Written problem: Every line below that contains "this" is to be copied.

[Entries with page source code]

##############################

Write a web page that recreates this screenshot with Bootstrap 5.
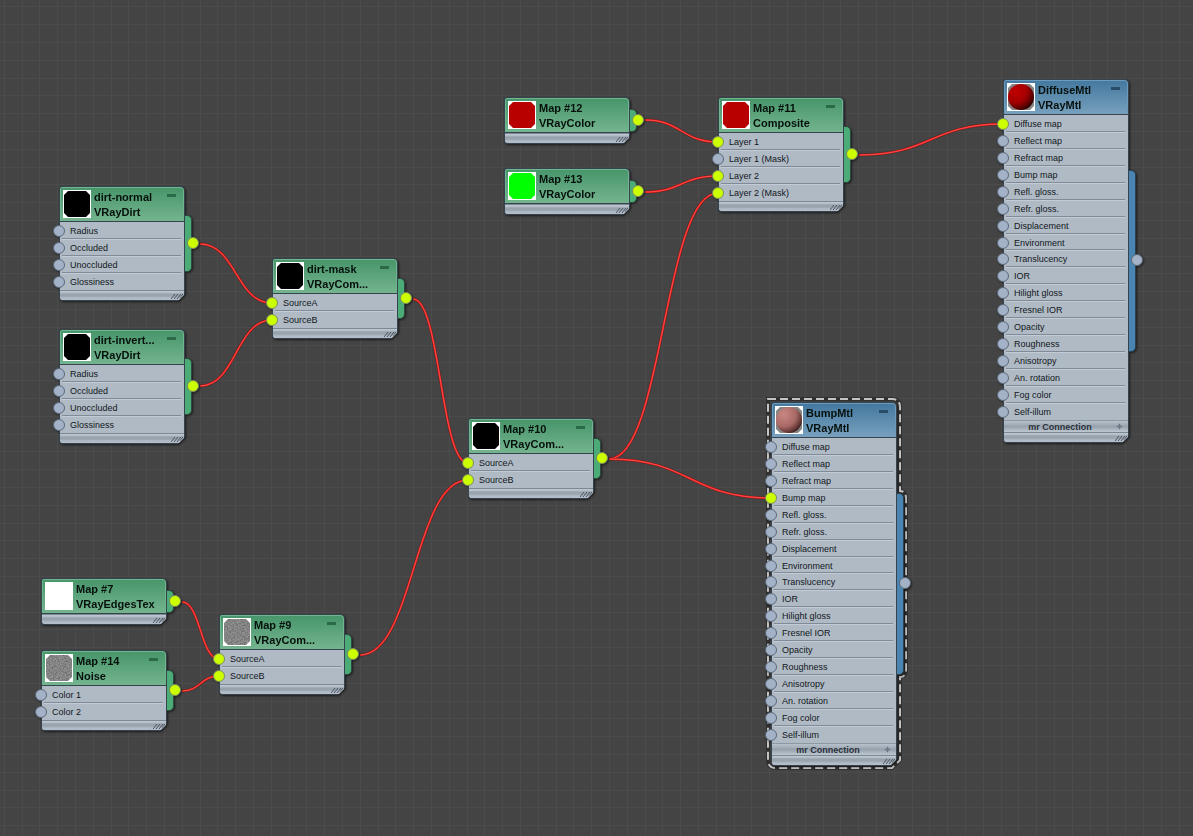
<!DOCTYPE html>
<html lang="en">
<head>
<meta charset="utf-8">
<meta name="viewport" content="width=device-width, initial-scale=1">
<title>Material node editor</title>
<link href="https://cdn.jsdelivr.net/npm/bootstrap@5.3.0/dist/css/bootstrap.min.css" rel="stylesheet">
<style>
  body { background: #444; font-family: "Liberation Sans", Arial, sans-serif; color: #10161c; }

  /* grid tile: five cells, slightly uneven so that the cell size averages under 18px */
  .graph {
    background-color: #444;
    background-image: url("data:image/svg+xml,%3Csvg xmlns='http://www.w3.org/2000/svg' width='89' height='89' fill='%234b4b4b'%3E%3Cpath d='M4 0h1v89h-1zM22 0h1v89h-1zM39 0h1v89h-1zM57 0h1v89h-1zM75 0h1v89h-1zM0 6h89v1H0zM0 24h89v1H0zM0 42h89v1H0zM0 60h89v1H0zM0 78h89v1H0z'/%3E%3C/svg%3E");
  }

  .gnode { width: 126px; filter: drop-shadow(1px 1px 1px rgba(0,0,0,.6)); }
  .gnode-shell {
    padding: 1px;
    background: #364450;
    border-radius: 3px 5px 0 4px;
    clip-path: polygon(0 0, 100% 0, 100% calc(100% - 7px), calc(100% - 7px) 100%, 0 100%);
  }
  .gnode-head {
    height: 34px; padding: 2px;
    border-radius: 2px 4px 0 0;
    background: linear-gradient(#48966b, #74b48f);
    border: solid #6fb58d; border-width: 1px 1px 0 1px;
    margin-bottom: 1px;
  }
  .gnode.mtl .gnode-head { background: linear-gradient(#45799f, #77a0bd); border-color: #6c9cbd; }
  .thumb { width: 28px; height: 28px; }
  .gnode-title { font-size: 11px; line-height: 15px; font-weight: 700; margin: 0; padding-left: 3px; white-space: nowrap; color: #06100c; }
  .fold { width: 9px; height: 3px; background: #2b6a49; top: 6px; right: 7px; }
  .gnode.mtl .fold { background: #274d68; }

  .gnode-main { background: #b0bac4; border-radius: 0 0 0 3px; }
  .slots { font-size: 9px; line-height: 18px; }
  .slot-row { height: 17px; margin: 0 3px 0 2px; padding-left: 8px; white-space: nowrap; border-bottom: 1px solid #808b97; }
  .slot-row + .slot-row { background: linear-gradient(#c3ccd6, #c3ccd6) top / 100% 1px no-repeat; }
  .slot-row:last-child { border-color: transparent; }
  .slot-row:nth-child(8) { height: 16px; }

  .extra {
    height: 12px; font-size: 9px; line-height: 13px; font-weight: 700; color: #2a3038;
    border-top: 1px solid #8d98a3;
    background: linear-gradient(#b8c2cb, #97a2ae 50%, #bdc7d0);
  }
  .extra-label { padding-right: 12px; }
  .extra-plus { width: 7px; height: 7px; right: 5px; top: 2px; }
  .gnode-foot {
    height: 10px; border-top: 1px solid #7b8793;
    background: linear-gradient(#bcc6cf 1px, #98a3ae 3px, #98a3ae 5px, #b2bcc8 7px);
    clip-path: polygon(0 0, 100% 0, 100% calc(100% - 6px), calc(100% - 6px) 100%, 0 100%);
    border-radius: 0 0 0 3px;
  }
  .grip { width: 12px; height: 6px; right: 1px; top: 2px; }

  .tab { left: 125px; top: 25%; width: 8px; height: 50%; background: #4cac78; border: 1px solid #2f4a40; border-left: 0; border-radius: 0 5px 5px 0; }
  .gnode.mtl .tab { background: #4a84b0; border-color: #2a4152; }
  .pin { width: 12px; height: 12px; border-radius: 50%; background: #a3b2c6; border: 1px solid #5b6878; }
  .pin.linked { background: #ccff00; border-color: #7c8a63; }
  .pin-out { left: 128px; top: 50%; margin-top: -7px; }
  .pin-in { left: -6px; }

  .wire-edge { stroke: #3a2222; stroke-width: 3; opacity: .5; }
  .wire-core { stroke: #f01414; stroke-width: 2; }
  .wire-shine { stroke: #ff8a80; stroke-width: 1; opacity: .5; }
</style>
</head>
<body>
<main id="graph" class="graph position-relative min-vh-100 overflow-hidden">
  <svg class="position-absolute top-0 start-0 w-100 h-100" aria-hidden="true" fill="none">
    <defs>
      <filter id="grain" x="0" y="0" width="1" height="1" color-interpolation-filters="sRGB">
        <feTurbulence type="fractalNoise" baseFrequency=".7" numOctaves="2" seed="4"/>
        <feColorMatrix values=".35 0 0 0 .34  .35 0 0 0 .34  .35 0 0 0 .34  0 0 0 0 1"/>
        <feComposite in2="SourceGraphic" operator="in"/>
      </filter>
      <radialGradient id="redball" cx=".3" cy=".28" r=".85"><stop offset="0" stop-color="#c00000"/><stop offset=".5" stop-color="#a40000"/><stop offset=".75" stop-color="#600"/><stop offset="1" stop-color="#100"/></radialGradient>
      <radialGradient id="pinkball" cx=".3" cy=".28" r=".85"><stop offset="0" stop-color="#c98783"/><stop offset=".55" stop-color="#a86a66"/><stop offset=".8" stop-color="#6a3c3a"/><stop offset="1" stop-color="#211"/></radialGradient>
    </defs>
    <g id="wires"></g>
    <g stroke-width="2">
      <path stroke="#303030" stroke-width="4" d="M768 399H892Q900 399 900 407V491Q906 491 906 499V669Q906 677 900 677V760L892 768H776Q768 768 768 760Z"/>
      <path stroke="#c4c4c4" stroke-dasharray="8 4" d="M768 399H892Q900 399 900 407V491Q906 491 906 499V669Q906 677 900 677V760L892 768H776Q768 768 768 760Z"/>
    </g>
  </svg>
</main>

<script>
const mtl = ["Diffuse map","Reflect map","Refract map","Bump map","Refl. gloss.","Refr. gloss.","Displacement","Environment","Translucency","IOR","Hilight gloss","Fresnel IOR","Opacity","Roughness","Anisotropy","An. rotation","Fog color","Self-illum"];
const dirt = ["Radius","Occluded","Unoccluded","Glossiness"];
const src = ["SourceA","SourceB"];
// on: indexes of the connected inputs
const nodes = [
  {x:59,  y:186, name:"dirt-normal",    type:"VRayDirt",     fill:"#000", slots:dirt, on:[], out:1},
  {x:59,  y:329, name:"dirt-invert...", type:"VRayDirt",     fill:"#000", slots:dirt, on:[], out:1},
  {x:272, y:258, name:"dirt-mask",      type:"VRayCom...",   fill:"#000", slots:src, on:[0,1], out:1},
  {x:468, y:418, name:"Map #10",        type:"VRayCom...",   fill:"#000", slots:src, on:[0,1], out:1},
  {x:504, y:97,  name:"Map #12",        type:"VRayColor",    fill:"#b80000", slots:[], on:[], out:1},
  {x:504, y:168, name:"Map #13",        type:"VRayColor",    fill:"#00ff00", slots:[], on:[], out:1},
  {x:718, y:97,  name:"Map #11",        type:"Composite",    fill:"#b80000", slots:["Layer 1","Layer 1 (Mask)","Layer 2","Layer 2 (Mask)"], on:[0,2,3], out:1},
  {x:41,  y:578, name:"Map #7",         type:"VRayEdgesTex", fill:"#fff", slots:[], on:[], out:1},
  {x:41,  y:650, name:"Map #14",        type:"Noise",        fill:"grain", slots:["Color 1","Color 2"], on:[], out:1},
  {x:219, y:614, name:"Map #9",         type:"VRayCom...",   fill:"grain", slots:src, on:[0,1], out:1},
  {x:1003,y:79,  name:"DiffuseMtl",     type:"VRayMtl",      ball:"redball",  slots:mtl, on:[0]},
  {x:771, y:402, name:"BumpMtl",        type:"VRayMtl",      ball:"pinkball", slots:mtl, on:[3]}
];
const wires = [
  [200,244,272,303],[200,386,272,320],[413,299,468,463],[360,655,468,480],
  [645,120,718,142],[645,192,718,176],[609,459,718,193],[609,459,771,498],
  [859,155,1003,124],[182,602,219,659],[182,691,219,676]
];

function thumb(n) {
  const oct = "M5 1H23L27 5V23L23 27H5L1 23V5Z";
  const art = n.ball
    ? `<path d="${oct}" fill="#858585"/><circle cx="14" cy="14" r="13" fill="url(#${n.ball})"/>`
    : `<path d="${oct}" fill="${n.fill === "grain" ? "#888" : n.fill}" ${n.fill === "grain" ? 'filter="url(#grain)"' : ""}/>`;
  return `<svg class="thumb flex-shrink-0" viewBox="0 0 28 28" aria-hidden="true"><path fill="#fff" d="M0 0h28v28H0z"/>${art}</svg>`;
}

function nodeHtml(n) {
  return `<article class="gnode position-absolute ${n.ball ? "mtl" : ""}" style="left:${n.x}px;top:${n.y}px">
    <div class="tab position-absolute"></div>
    <div class="gnode-shell">
      <header class="gnode-head d-flex position-relative">
        ${thumb(n)}
        <h2 class="gnode-title">${n.name}<br>${n.type}</h2>
        ${n.slots.length ? '<button type="button" class="fold position-absolute border-0 p-0" aria-label="Collapse"></button>' : ""}
      </header>
      <div class="gnode-main">
        <ul class="slots list-unstyled m-0">${n.slots.map(s => `<li class="slot-row">${s}</li>`).join("")}</ul>
        ${n.ball ? '<div class="extra position-relative text-center"><span class="extra-label">mr Connection</span><svg class="extra-plus position-absolute" viewBox="0 0 7 7" aria-hidden="true"><path d="M3 1h1v2h2v1H4v2H3V4H1V3h2z" fill="#6b7783" stroke="#6b7783" stroke-width=".5"/></svg></div>' : ""}
        <div class="gnode-foot position-relative"><svg class="grip position-absolute" viewBox="0 0 12 6" aria-hidden="true"><path d="M0 6L4 1M3 6L7 1M6 6L10 1M9 5L12 1" stroke="#4a535d" fill="none"/></svg></div>
      </div>
    </div>
    ${n.slots.map((s, i) => `<span class="pin pin-in position-absolute ${n.on.includes(i) ? "linked" : ""}" style="top:${39 + 17 * i - (i > 7 ? 1 : 0)}px"></span>`).join("")}
    <span class="pin pin-out position-absolute ${n.out ? "linked" : ""}"></span>
  </article>`;
}

document.getElementById("graph").insertAdjacentHTML("beforeend", nodes.map(nodeHtml).join(""));
document.getElementById("wires").innerHTML = wires.map(([a, b, c, d]) => {
  const m = (a + c) / 2, p = `M${a} ${b}C${m} ${b} ${m} ${d} ${c} ${d}`;
  return ["edge", "core", "shine"].map(k => `<path class="wire-${k}" d="${p}"/>`).join("");
}).join("");
</script>
<script src="https://cdn.jsdelivr.net/npm/bootstrap@5.3.0/dist/js/bootstrap.bundle.min.js"></script>
</body>
</html>
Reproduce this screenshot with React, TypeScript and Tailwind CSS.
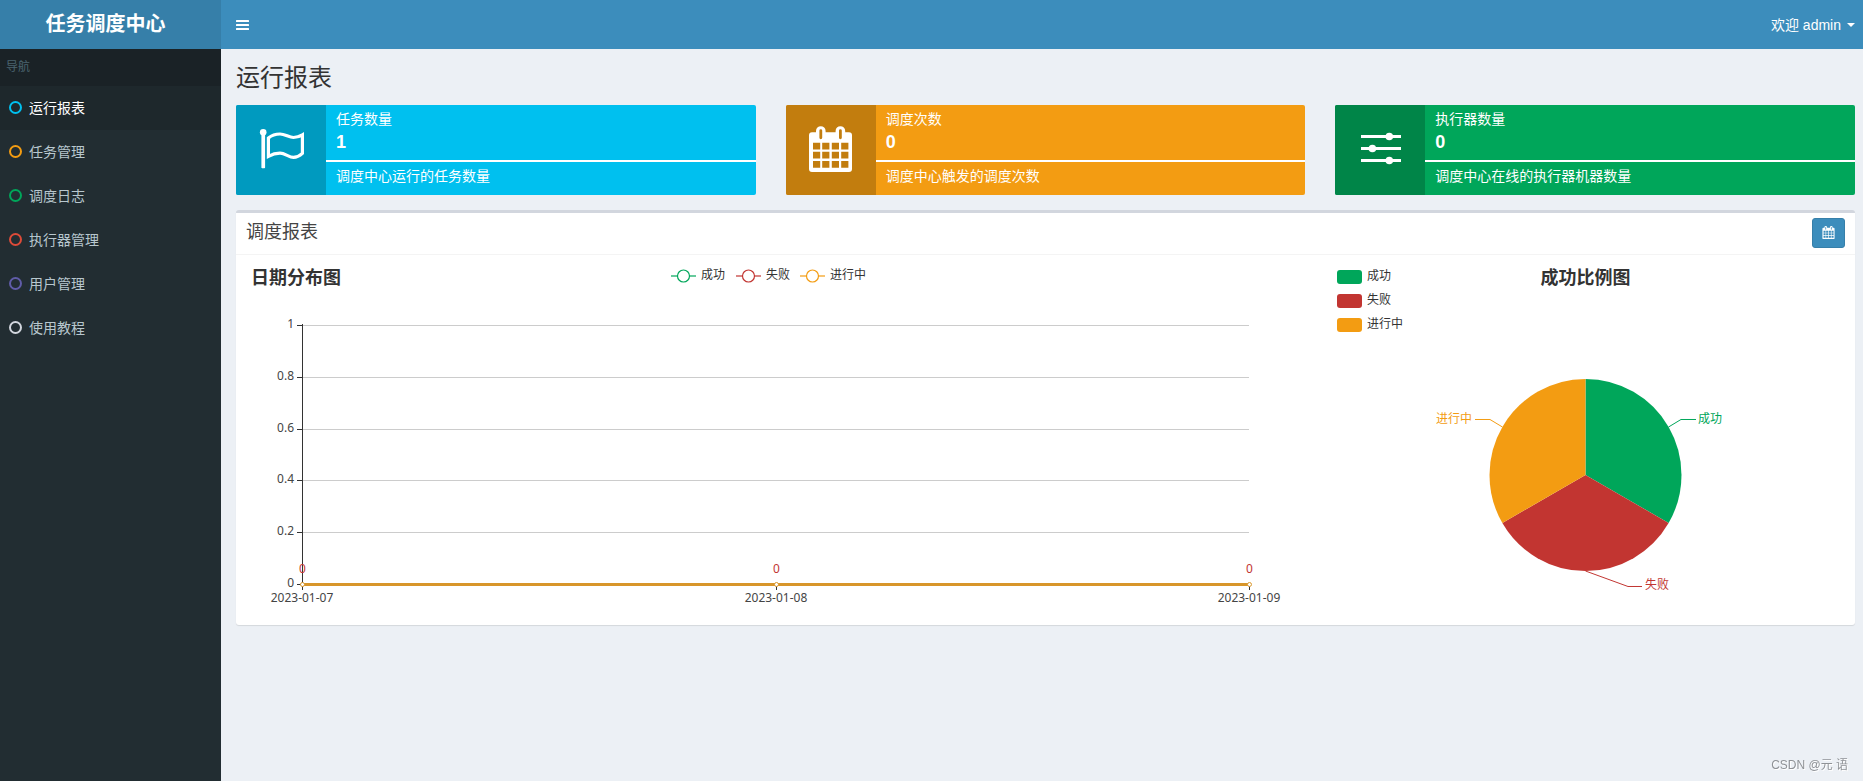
import React from 'react';

const SERIES = [
  { name: '成功', color: '#00a65a' },
  { name: '失败', color: '#c23531' },
  { name: '进行中', color: '#f39c12' },
];

const NAV = [
  { label: '运行报表', ring: 'border-[#00c0ef]', active: true },
  { label: '任务管理', ring: 'border-[#f39c12]' },
  { label: '调度日志', ring: 'border-[#00a65a]' },
  { label: '执行器管理', ring: 'border-[#dd4b39]' },
  { label: '用户管理', ring: 'border-[#605ca8]' },
  { label: '使用教程', ring: 'border-[#d2d6de]' },
];

function FlagIcon() {
  return (
    <svg viewBox="0 0 90 90" className="size-[90px]" aria-hidden="true">
      <circle cx="27.2" cy="27.3" r="3.3" fill="#fff" />
      <rect x="25.4" y="27" width="3.7" height="36.2" rx="0.8" fill="#fff" />
      <path
        d="M32.4 33 C36 30 40 29 44 29 C49 29 53 32.5 57.5 32.5 C61 32.5 64 31.2 66.4 29.8 V48.4 C64 50.6 61 52.4 57.5 52.4 C53 52.4 49 48.2 44 48.2 C40 48.2 36 49.4 32.4 51.4 Z"
        fill="none"
        stroke="#fff"
        strokeWidth="3.2"
      />
    </svg>
  );
}

function CalendarIcon({ viewBox, className }: { viewBox: string; className: string }) {
  const cols = [27, 36.2, 45.8, 55.2];
  const rows = [37.7, 46.7, 56];
  const cells = rows
    .map((y) => cols.map((x) => `M${x} ${y}h7.2v6.8h-7.2z`).join(''))
    .join('');
  return (
    <svg viewBox={viewBox} className={className} aria-hidden="true">
      <path
        fillRule="evenodd"
        fill="#fff"
        d={
          'M26 27.3H30V26a4.8 4.8 0 0 1 9.6 0V27.3H49.6V26a4.8 4.8 0 0 1 9.6 0V27.3H63a3 3 0 0 1 3 3V64a3 3 0 0 1-3 3H26a3 3 0 0 1-3-3V30.3a3 3 0 0 1 3-3z' +
          'M33.4 25.6v7.2a1.4 1.4 0 0 0 2.8 0v-7.2a1.4 1.4 0 0 0-2.8 0z' +
          'M53 25.6v7.2a1.4 1.4 0 0 0 2.8 0v-7.2a1.4 1.4 0 0 0-2.8 0z' +
          cells
        }
      />
    </svg>
  );
}

function SlidersIcon() {
  return (
    <svg viewBox="0 0 90 90" className="size-[90px]" fill="#fff" aria-hidden="true">
      <rect x="26" y="30" width="40" height="3" />
      <rect x="26" y="42" width="40" height="3" />
      <rect x="26" y="54" width="40" height="3" />
      <circle cx="54.3" cy="31.5" r="3.8" />
      <circle cx="37.4" cy="43.5" r="3.8" />
      <circle cx="54.3" cy="55.5" r="3.8" />
    </svg>
  );
}

const CARDS = [
  {
    label: '任务数量',
    value: '1',
    note: '调度中心运行的任务数量',
    bg: 'bg-[#00c0ef]',
    iconBg: 'bg-[#009abf]',
    icon: <FlagIcon />,
  },
  {
    label: '调度次数',
    value: '0',
    note: '调度中心触发的调度次数',
    bg: 'bg-[#f39c12]',
    iconBg: 'bg-[#c27d0e]',
    icon: <CalendarIcon viewBox="0 0 90 90" className="size-[90px]" />,
  },
  {
    label: '执行器数量',
    value: '0',
    note: '调度中心在线的执行器机器数量',
    bg: 'bg-[#00a65a]',
    iconBg: 'bg-[#008548]',
    icon: <SlidersIcon />,
  },
];

const CHART_FONT = "font-['Noto_Sans','Noto_Sans_CJK_SC',sans-serif]";

function LineChart() {
  const ticks = [
    { y: 60, label: '1' },
    { y: 112, label: '0.8' },
    { y: 164, label: '0.6' },
    { y: 215, label: '0.4' },
    { y: 267, label: '0.2' },
    { y: 319, label: '0' },
  ];
  const days = [
    { x: 56, label: '2023-01-07' },
    { x: 530, label: '2023-01-08' },
    { x: 1003, label: '2023-01-09' },
  ];
  const legend = [425, 490, 554];
  return (
    <svg viewBox="0 0 1056 350" className={`block w-full overflow-visible ${CHART_FONT}`} role="img" aria-label="日期分布图">
      <text x="5" y="19" fontSize="18" fontWeight="bold" fill="#333">日期分布图</text>
      {SERIES.map((s, i) => (
        <g key={s.name}>
          <path d={`M${legend[i]} 11h25`} stroke={s.color} strokeWidth="1.2" />
          <circle cx={legend[i] + 12.5} cy="11" r="6" fill="#fff" stroke={s.color} strokeWidth="1.2" />
          <text x={legend[i] + 30} y="14" fontSize="12" fill="#333">{s.name}</text>
        </g>
      ))}
      <g shapeRendering="crispEdges">
        {ticks.slice(0, 5).map((t) => (
          <path key={t.label} d={`M56 ${t.y + 0.5}H1003`} stroke="#ccc" />
        ))}
        {ticks.map((t) => (
          <path key={t.label} d={`M51 ${t.y + 0.5}H56`} stroke="#333" />
        ))}
        {days.map((d) => (
          <path key={d.label} d={`M${d.x + 0.5} 319V325`} stroke="#333" />
        ))}
        <path d="M56.5 59V319" stroke="#333" />
      </g>
      {ticks.map((t) => (
        <text key={t.label} x="48" y={t.y + 3} fontSize="12" fill="#444" textAnchor="end">{t.label}</text>
      ))}
      <path d="M56 319.5H1003" stroke="#d8962a" strokeWidth="3" />
      {days.map((d) => (
        <g key={d.label} textAnchor="middle" fontSize="12">
          <circle cx={d.x + 0.5} cy="319.5" r="2" fill="#fff" stroke="#d8962a" />
          <text x={d.x + 0.5} y="308" fill="#c23531">0</text>
          <text x={d.x} y="337" fill="#444">{d.label}</text>
        </g>
      ))}
    </svg>
  );
}

function PieChart() {
  return (
    <svg viewBox="0 0 513 350" className={`block w-full overflow-visible ${CHART_FONT}`} role="img" aria-label="成功比例图">
      {SERIES.map((s, i) => (
        <g key={s.name}>
          <rect x="5" y={5 + i * 24} width="25" height="14" rx="3" fill={s.color} />
          <text x="35" y={15 + i * 24} fontSize="12" fill="#333">{s.name}</text>
        </g>
      ))}
      <text x="253.5" y="19" fontSize="18" fontWeight="bold" fill="#333" textAnchor="middle">成功比例图</text>
      <path d="M253.5 210V114A96 96 0 0 1 336.64 258Z" fill="#00a65a" />
      <path d="M253.5 210L336.64 258A96 96 0 0 1 170.36 258Z" fill="#c23531" />
      <path d="M253.5 210L170.36 258A96 96 0 0 1 253.5 114Z" fill="#f39c12" />
      <g fill="none">
        <path d="M336.6 162L349 154.5H364" stroke="#00a65a" />
        <path d="M170.4 162L158 154.5H143" stroke="#f39c12" />
        <path d="M253.5 306L296 321.5H310" stroke="#c23531" />
      </g>
      <g fontSize="12">
        <text x="366" y="158" fill="#00a65a">成功</text>
        <text x="140" y="158" fill="#f39c12" textAnchor="end">进行中</text>
        <text x="313" y="324" fill="#c23531">失败</text>
      </g>
    </svg>
  );
}

export default function App() {
  return (
    <div className="flex min-h-screen flex-col bg-[#ecf0f5] font-['Liberation_Sans','Noto_Sans_CJK_SC',sans-serif] text-sm text-[#333]">
      <header className="flex h-[49px] bg-[#3c8dbc] text-white">
        <a href="#home" className="flex w-[221px] shrink-0 items-center justify-center bg-[#367fa9] pr-2.5 pb-px text-xl font-bold">
          任务调度中心
        </a>
        <nav className="flex flex-1 items-center justify-between pr-2 pb-1 pl-[15px]">
          <button type="button" aria-label="切换导航">
            <svg viewBox="0 0 13 10" className="mt-1 h-2.5 w-[13px]" fill="#fff" aria-hidden="true">
              <rect y="0" width="13" height="2" rx="0.5" />
              <rect y="4" width="13" height="2" rx="0.5" />
              <rect y="8" width="13" height="2" rx="0.5" />
            </svg>
          </button>
          <button type="button" className="flex items-center gap-1.5 pt-1 leading-5">
            欢迎 admin
            <span className="border-x-4 border-t-4 border-x-transparent border-t-white" />
          </button>
        </nav>
      </header>

      <div className="flex flex-1">
        <aside className="w-[221px] shrink-0 bg-[#222d32]">
          <h2 className="bg-[#1a2226] px-1.5 pt-2.5 pb-[11px] text-xs text-[#4b646f]">导航</h2>
          <ul>
            {NAV.map((item) => (
              <li key={item.label}>
                <a
                  href="#nav"
                  className={`flex h-11 items-center gap-[7px] pb-px pl-[9px] leading-5 ${
                    item.active ? 'bg-[#1e282c] text-white' : 'text-[#b8c7ce]'
                  }`}
                >
                  <span className={`size-[13px] rounded-full border-2 ${item.ring}`} />
                  {item.label}
                </a>
              </li>
            ))}
          </ul>
        </aside>

        <main className="min-w-0 flex-1 pr-2 pl-[15px]">
          <h1 className="pt-[17px] pb-[15px] text-2xl leading-6">运行报表</h1>

          <section className="grid grid-cols-3 gap-[30px]">
            {CARDS.map((c) => (
              <article key={c.label} className={`flex overflow-hidden rounded-xs text-white ${c.bg}`}>
                <div className={`h-[90px] w-[90px] shrink-0 ${c.iconBg}`}>{c.icon}</div>
                <div className="min-w-0 flex-1">
                  <p className="px-2.5 pt-1 leading-5">{c.label}</p>
                  <p className="px-2.5 pt-px text-lg leading-6 font-bold">{c.value}</p>
                  <div className="mt-1.5 mb-1 h-0.5 bg-white" />
                  <p className="px-2.5 leading-5">{c.note}</p>
                </div>
              </article>
            ))}
          </section>

          <section className="mt-[15px] rounded-[3px] border-t-3 border-[#d2d6de] bg-white shadow-[0_1px_1px_rgba(0,0,0,0.1)]">
            <div className="flex h-[42px] items-center justify-between border-b border-[#f4f4f4] px-2.5">
              <h2 className="pb-1 text-lg leading-5 text-[#444]">调度报表</h2>
              <button
                type="button"
                aria-label="选择日期"
                className="mb-0.5 flex h-[30px] w-[33px] items-center justify-center rounded-[3px] border border-[#367fa9] bg-[#3c8dbc]"
              >
                <CalendarIcon viewBox="22 21 45 46" className="size-[13px]" />
              </button>
            </div>
            <div className="p-2.5">
              <div className="-mx-[15px] flex">
                <div className="w-2/3 px-[15px]">
                  <LineChart />
                </div>
                <div className="w-1/3 px-[15px]">
                  <PieChart />
                </div>
              </div>
            </div>
          </section>
        </main>
      </div>

      <p className="fixed right-[15px] bottom-2 text-xs leading-4 text-[#8f9296] [text-shadow:1px_1px_0_#fff]">
        CSDN @元 语
      </p>
    </div>
  );
}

##############################

Result:
Write a web page that recreates this screenshot with Bootstrap 5.
Reproduce this screenshot with React, TypeScript and Tailwind CSS.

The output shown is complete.